What the task asks: Could you repeat, exactly as they stand, the lines between the one with "Output the component" and the one with "import React from 'react';", inclusive, minus the pictures?

Input records:
►

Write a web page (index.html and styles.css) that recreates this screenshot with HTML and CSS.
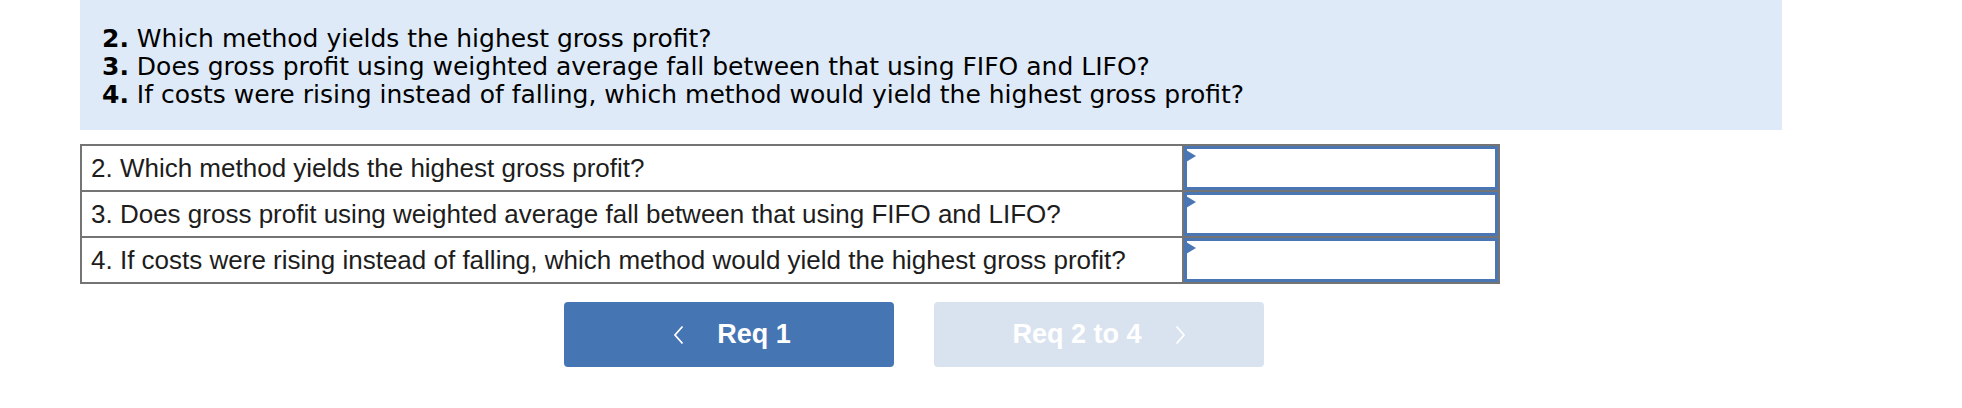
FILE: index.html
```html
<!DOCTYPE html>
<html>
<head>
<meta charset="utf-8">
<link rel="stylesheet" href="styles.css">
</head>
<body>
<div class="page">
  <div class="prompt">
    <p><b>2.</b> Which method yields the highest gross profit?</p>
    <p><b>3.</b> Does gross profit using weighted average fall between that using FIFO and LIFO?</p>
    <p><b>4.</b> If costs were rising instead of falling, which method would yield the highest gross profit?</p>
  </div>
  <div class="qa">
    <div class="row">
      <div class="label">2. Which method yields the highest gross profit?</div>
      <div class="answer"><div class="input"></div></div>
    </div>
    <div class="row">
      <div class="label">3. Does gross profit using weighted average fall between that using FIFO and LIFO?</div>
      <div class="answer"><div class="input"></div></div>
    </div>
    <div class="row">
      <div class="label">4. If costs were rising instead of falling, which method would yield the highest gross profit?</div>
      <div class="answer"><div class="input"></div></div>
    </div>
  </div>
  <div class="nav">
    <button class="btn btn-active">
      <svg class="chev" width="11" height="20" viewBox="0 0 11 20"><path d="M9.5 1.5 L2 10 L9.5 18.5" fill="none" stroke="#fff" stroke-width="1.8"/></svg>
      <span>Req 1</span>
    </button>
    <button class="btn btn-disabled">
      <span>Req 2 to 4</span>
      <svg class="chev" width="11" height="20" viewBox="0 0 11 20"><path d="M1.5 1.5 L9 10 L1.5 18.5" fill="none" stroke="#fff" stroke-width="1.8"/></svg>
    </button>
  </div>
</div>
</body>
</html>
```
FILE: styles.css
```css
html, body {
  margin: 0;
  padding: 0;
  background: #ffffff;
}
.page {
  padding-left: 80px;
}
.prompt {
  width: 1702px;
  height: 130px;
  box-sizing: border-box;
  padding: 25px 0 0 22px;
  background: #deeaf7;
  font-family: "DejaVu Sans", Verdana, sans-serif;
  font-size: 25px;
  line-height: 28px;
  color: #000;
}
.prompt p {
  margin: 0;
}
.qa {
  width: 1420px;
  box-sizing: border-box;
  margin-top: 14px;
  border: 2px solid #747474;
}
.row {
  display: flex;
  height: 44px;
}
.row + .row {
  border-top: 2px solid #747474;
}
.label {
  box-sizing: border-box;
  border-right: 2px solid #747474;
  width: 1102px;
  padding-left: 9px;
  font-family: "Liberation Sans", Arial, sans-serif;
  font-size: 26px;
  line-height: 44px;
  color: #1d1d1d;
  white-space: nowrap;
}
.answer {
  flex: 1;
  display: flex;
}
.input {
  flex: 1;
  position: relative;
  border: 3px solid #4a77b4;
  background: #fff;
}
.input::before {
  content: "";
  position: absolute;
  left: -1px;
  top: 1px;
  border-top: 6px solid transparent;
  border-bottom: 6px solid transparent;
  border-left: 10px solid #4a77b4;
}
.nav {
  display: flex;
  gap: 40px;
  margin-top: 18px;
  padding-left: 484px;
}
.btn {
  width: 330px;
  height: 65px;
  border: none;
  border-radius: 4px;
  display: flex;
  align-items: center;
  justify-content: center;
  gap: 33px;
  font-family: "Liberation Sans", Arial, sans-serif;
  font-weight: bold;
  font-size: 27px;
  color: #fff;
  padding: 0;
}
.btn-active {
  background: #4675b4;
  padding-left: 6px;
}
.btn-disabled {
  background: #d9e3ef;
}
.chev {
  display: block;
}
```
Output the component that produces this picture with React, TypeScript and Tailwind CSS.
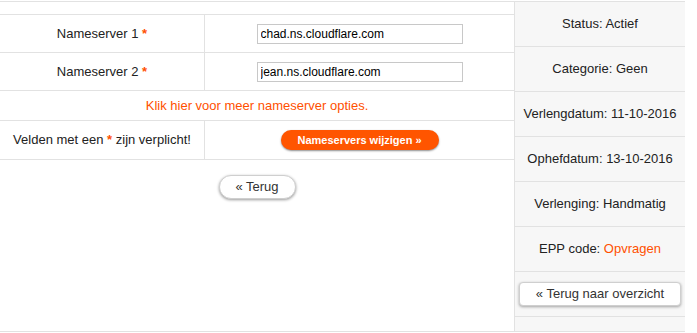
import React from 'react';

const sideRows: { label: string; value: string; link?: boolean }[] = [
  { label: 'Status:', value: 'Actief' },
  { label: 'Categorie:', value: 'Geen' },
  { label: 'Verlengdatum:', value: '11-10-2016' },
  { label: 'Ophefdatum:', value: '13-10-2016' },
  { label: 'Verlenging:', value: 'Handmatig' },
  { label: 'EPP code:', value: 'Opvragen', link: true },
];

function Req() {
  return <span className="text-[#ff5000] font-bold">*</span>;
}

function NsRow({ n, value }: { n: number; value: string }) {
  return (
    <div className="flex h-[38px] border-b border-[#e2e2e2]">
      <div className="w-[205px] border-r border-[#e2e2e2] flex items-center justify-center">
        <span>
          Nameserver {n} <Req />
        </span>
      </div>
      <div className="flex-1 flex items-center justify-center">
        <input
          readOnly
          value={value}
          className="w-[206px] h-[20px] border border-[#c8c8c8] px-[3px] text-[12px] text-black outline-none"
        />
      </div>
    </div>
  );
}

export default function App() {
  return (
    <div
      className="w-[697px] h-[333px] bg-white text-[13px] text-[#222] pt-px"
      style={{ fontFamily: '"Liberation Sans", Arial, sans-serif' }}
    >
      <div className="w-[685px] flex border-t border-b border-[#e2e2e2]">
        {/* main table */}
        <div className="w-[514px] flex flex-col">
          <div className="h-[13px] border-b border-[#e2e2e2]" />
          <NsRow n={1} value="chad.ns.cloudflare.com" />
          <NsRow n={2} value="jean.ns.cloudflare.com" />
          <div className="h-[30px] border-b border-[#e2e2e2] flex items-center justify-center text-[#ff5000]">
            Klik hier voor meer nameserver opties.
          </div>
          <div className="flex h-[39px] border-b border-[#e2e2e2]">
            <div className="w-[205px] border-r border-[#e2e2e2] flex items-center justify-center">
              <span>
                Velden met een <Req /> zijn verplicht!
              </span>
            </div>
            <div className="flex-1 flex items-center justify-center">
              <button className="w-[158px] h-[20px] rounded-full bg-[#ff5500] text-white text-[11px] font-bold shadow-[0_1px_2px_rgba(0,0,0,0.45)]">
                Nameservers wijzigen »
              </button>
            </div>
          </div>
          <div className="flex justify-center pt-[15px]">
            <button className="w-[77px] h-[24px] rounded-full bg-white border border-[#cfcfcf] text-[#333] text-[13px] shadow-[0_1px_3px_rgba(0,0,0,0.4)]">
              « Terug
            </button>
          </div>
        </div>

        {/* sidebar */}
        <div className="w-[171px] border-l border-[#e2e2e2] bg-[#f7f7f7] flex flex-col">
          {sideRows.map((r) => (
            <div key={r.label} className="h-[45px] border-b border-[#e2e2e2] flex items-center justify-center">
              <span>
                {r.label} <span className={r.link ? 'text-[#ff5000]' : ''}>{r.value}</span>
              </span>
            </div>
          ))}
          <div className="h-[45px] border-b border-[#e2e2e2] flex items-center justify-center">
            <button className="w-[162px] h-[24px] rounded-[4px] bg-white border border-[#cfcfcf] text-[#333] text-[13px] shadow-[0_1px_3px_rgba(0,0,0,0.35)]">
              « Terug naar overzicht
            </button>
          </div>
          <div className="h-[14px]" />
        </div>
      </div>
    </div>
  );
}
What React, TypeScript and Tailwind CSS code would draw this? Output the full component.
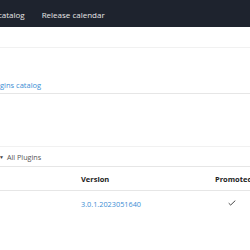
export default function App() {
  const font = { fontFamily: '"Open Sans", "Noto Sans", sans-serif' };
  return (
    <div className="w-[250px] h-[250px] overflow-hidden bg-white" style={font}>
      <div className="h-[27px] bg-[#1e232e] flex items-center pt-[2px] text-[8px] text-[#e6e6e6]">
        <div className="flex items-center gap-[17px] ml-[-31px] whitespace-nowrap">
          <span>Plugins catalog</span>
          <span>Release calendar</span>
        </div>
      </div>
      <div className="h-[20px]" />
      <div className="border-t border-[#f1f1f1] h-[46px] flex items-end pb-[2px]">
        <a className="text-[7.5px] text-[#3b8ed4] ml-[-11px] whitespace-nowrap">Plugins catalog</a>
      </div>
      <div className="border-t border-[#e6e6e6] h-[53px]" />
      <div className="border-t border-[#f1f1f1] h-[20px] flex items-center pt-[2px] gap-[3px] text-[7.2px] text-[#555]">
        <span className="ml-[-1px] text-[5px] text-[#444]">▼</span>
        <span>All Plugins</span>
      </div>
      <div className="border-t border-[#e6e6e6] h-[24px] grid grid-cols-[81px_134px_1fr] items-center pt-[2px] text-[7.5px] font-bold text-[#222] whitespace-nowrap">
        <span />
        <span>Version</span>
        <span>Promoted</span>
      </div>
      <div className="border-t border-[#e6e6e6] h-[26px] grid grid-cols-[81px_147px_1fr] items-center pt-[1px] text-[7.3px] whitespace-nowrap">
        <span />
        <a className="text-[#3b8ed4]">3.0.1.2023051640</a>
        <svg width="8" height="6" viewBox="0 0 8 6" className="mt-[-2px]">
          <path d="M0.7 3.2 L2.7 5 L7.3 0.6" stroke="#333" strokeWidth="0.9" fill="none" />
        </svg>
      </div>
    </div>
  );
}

◄

Written answer:
Output the component that produces this picture with React, TypeScript and Tailwind CSS.
import React from 'react';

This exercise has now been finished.